I found this the other day, and I thought it was pretty damned impressive.
Kroah has taken the time to reverse how the fractals worked in Captain Blood. From bringerp.free.fr:
The procedural terrain generator uses 1D fractional brownian motion (fBm) with random mid-point displacement. Up to 10 curves are displayed on screen.
When a new curve appears at the horizon, 7 vertices are computed. Then mid-point displacement with fBm are applied to thes 7 initial points. This results in a discrete curve of 512 samples.
The random number generator and the fBm Hurst parameter H are adapted according to the current terrain type (flat, canyon…). This gives very different visual landscapes (plains, moutains, desert…).

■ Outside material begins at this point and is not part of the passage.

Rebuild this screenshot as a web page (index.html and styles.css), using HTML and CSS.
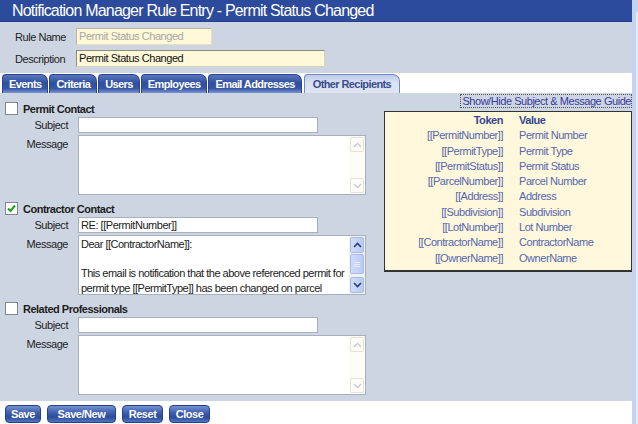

No more fractal computation is done on the discrete curve. When a curve is drawn, only 256 of the 512 samples are used (according to the position of the Oorxx).
The view is 256 pixels wide, so if the visible part of the curve is larger than the 256 samples, the curve will be drawn zoomed with pixels linearly interpolated between the samples. Otherwise the curve will be drawn shrinked without any interpolation and using only some of the 256 samples.
The raytraced fractal landscape is computed from these 10 curves.
It’s pretty amazing to think that there was that much behind the game.
I played this back in 1988 on the lowly Commodore 64, but the Amiga version was simply amazing. Such was technology back then.